Later, when she worked in cabaret, Stephen Holden of The Times called her “an imperial presence.”
Liliane Dina Montevecchi was born on Oct. 13, 1932, in Paris, the only child of Franco Montevecchi, an Italian-born painter, and Janine Trinquet Montevecchi, a French-born hat designer. The couple soon divorced.
Liliane began taking ballet lessons when she was 9 or so and appearing onstage soon afterward. At 18, she was in Roland Petit’s company Les Ballets de Paris, where she became a prima ballerina. After she made her film debut in a small role in “Femmes de Paris” (1953), Hollywood called. She did two 1955 films, “The Glass Slipper” and “Daddy Long Legs,” both starring her countrywoman Leslie Caron and featuring Mr. Petit’s choreography.

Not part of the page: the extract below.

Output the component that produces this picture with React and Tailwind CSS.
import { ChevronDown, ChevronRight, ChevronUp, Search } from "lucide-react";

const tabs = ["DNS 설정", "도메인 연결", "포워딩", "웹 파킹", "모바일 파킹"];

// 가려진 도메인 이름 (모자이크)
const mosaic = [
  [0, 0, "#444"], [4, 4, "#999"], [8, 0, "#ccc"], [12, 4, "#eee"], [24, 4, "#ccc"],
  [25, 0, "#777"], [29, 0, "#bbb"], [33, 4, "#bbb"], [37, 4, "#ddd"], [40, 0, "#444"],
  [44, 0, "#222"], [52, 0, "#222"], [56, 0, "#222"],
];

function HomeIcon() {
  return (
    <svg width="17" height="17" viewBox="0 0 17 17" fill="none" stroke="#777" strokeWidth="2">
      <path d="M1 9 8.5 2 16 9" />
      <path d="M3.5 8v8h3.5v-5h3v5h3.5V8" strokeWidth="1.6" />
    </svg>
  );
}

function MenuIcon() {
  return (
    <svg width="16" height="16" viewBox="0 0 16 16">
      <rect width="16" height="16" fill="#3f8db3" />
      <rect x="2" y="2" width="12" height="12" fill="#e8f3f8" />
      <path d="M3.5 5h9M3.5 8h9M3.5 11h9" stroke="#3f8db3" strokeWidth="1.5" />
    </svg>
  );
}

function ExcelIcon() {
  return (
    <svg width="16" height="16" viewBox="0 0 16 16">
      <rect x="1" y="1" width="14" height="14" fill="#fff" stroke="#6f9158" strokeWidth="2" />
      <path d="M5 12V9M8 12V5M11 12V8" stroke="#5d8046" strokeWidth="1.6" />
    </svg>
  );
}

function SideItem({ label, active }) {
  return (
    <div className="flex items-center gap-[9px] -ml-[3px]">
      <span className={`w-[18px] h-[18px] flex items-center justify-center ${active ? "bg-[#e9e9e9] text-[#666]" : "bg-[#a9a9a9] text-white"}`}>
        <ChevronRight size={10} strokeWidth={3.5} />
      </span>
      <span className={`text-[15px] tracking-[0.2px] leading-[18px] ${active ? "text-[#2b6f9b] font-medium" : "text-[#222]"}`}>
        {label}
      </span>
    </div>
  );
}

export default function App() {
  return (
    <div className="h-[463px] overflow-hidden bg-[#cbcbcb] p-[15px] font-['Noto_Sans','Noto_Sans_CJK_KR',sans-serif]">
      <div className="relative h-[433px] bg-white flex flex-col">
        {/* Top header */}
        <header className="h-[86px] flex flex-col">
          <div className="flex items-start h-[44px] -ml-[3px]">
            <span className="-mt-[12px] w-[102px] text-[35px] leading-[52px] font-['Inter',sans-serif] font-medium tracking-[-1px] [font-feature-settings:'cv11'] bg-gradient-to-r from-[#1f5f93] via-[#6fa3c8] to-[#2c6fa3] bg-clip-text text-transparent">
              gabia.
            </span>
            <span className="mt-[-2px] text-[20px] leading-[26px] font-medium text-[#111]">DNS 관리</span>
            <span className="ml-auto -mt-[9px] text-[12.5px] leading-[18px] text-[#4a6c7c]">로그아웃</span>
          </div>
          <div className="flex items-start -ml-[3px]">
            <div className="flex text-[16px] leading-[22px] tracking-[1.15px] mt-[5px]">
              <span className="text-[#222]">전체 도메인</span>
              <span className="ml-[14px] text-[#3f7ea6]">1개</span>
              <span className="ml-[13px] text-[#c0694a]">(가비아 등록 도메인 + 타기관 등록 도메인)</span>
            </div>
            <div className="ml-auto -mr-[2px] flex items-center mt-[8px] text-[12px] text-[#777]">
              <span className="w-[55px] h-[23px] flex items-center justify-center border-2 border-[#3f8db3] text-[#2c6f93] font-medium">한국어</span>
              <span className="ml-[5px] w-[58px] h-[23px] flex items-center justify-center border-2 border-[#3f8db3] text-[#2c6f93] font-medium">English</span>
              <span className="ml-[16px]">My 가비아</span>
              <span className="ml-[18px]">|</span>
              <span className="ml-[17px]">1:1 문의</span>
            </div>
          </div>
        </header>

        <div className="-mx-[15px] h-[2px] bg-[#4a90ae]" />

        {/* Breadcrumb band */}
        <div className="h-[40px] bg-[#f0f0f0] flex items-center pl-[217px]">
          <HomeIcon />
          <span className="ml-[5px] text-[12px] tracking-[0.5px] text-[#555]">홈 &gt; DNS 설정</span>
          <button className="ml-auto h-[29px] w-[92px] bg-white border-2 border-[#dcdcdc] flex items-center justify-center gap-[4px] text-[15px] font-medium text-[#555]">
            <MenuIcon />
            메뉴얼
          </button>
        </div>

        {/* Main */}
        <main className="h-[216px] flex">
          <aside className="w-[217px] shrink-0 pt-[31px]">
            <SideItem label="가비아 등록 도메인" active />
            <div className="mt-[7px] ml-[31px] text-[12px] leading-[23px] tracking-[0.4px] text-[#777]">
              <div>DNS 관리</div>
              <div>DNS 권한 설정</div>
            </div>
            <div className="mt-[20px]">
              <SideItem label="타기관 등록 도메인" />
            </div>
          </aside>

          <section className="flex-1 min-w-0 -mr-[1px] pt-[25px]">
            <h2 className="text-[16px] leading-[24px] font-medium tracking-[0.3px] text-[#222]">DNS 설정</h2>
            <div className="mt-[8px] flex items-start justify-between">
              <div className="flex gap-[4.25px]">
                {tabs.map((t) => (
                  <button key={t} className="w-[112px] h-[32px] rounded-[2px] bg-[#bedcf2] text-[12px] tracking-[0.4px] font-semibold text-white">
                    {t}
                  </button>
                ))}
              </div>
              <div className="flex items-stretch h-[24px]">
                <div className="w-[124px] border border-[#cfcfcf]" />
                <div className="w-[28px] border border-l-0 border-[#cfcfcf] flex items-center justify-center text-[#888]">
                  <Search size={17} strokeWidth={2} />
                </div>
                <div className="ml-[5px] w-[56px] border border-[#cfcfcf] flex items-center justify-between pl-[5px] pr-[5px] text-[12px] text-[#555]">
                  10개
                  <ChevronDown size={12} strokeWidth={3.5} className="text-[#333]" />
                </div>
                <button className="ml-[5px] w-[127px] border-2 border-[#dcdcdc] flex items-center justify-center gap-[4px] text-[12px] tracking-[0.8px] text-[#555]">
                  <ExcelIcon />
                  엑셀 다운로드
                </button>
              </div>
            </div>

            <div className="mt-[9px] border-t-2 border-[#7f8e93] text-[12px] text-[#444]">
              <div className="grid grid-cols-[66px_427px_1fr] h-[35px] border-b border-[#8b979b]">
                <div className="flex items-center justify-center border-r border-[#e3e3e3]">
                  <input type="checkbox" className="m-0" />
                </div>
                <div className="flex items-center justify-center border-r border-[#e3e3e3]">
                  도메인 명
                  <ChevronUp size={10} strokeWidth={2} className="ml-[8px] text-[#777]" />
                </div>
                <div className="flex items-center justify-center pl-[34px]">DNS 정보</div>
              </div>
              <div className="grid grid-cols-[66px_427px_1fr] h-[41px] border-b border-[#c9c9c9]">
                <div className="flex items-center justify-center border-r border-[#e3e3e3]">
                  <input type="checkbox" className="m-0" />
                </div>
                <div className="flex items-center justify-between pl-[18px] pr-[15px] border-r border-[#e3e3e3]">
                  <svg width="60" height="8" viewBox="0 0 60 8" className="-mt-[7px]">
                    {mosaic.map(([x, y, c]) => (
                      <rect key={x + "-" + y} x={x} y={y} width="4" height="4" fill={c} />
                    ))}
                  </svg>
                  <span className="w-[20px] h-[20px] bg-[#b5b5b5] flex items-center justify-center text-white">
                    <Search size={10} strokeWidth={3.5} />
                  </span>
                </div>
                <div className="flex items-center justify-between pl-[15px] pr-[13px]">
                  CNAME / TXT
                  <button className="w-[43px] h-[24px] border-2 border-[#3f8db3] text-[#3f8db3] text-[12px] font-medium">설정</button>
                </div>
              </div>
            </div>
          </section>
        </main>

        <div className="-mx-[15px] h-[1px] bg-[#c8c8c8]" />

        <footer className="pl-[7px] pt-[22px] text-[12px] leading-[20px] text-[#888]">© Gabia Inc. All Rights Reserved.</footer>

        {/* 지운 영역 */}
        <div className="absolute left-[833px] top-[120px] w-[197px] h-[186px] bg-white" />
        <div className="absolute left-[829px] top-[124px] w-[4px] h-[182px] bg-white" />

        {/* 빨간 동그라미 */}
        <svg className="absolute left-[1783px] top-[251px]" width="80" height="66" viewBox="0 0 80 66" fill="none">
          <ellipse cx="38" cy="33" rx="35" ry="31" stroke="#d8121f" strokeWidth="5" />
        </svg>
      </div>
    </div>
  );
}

MGM signed her to a seven-year contract, but American movies largely wasted her. Over the next three years, she appeared in an odd assortment of small roles in seven films, including the war drama “The Young Lions” (1958), with Marlon Brando, in which she played a French escort with strong views about Nazis; the Jerry Lewis comedy “The Sad Sack” (1957), as a saucy, skimpily clad club performer in Morocco; and the Elvis Presley musical drama “King Creole” (1958), as a saucy, skimpily clad club performer in New Orleans.
After a few television roles in series like “77 Sunset Strip” and “Playhouse 90,” she returned to dancing, her first love, joining the Folies-Bergère in Las Vegas in 1964. She worked with that troupe and the Paris company for nine years.
Basking in her new Broadway acclaim, she began her cabaret career in 1982. John S. Wilson of The Times called her first engagement, at Les Mouches in New York, a “brilliant, breathlessly fast-moving act.”
In her solo shows, she sang in both English and French, exuding confidence and style and nailed the double-entendres for decades. She also appeared in an acclaimed 1998 all-star revival of “Follies” at the Paper Mill Playhouse in New Jersey; it seemed to be Broadway bound but never transferred.
Ms. Montevecchi, who was said never to have married, is survived by her longtime companion, Claudio Borin, who lives in Italy. “I’m set in my ways, and I’ve lived all my life alone,” she said in a 1982 television-news interview. “I don’t trust people a lot.”
She sometimes told friends about an impulsive wedding in Las Vegas and a marriage that lasted two weeks, but she never revealed the man’s name or provided evidence, they said.
She eventually returned to motion pictures, this time as a character actress. Her last film was “4 Days in France” (2016), as a rural Frenchwoman who gives advice to a lovelorn young gay man. (“Don’t run after people.”) Before that, she appeared in “How to Lose a Guy in 10 Days” (2003) as a diamond magnate’s wife who flirts shamelessly with an advertising executive played by Matthew McConaughey.
Ms. Montevecchi never retired from cabaret performances, appearing at Feinstein’s 54/Below for the last time in 2016. “She didn’t know it was her last engagement,” Steven Minichiello, a close friend, recalled. “She expected to heal and go on forever. She was the master class in stage presence.”
In 2016, Ms. Montevecchi told the Woman Around Town website: “After all these years, it’s not O.K. to just do a show. Because you know more, you want to give more.”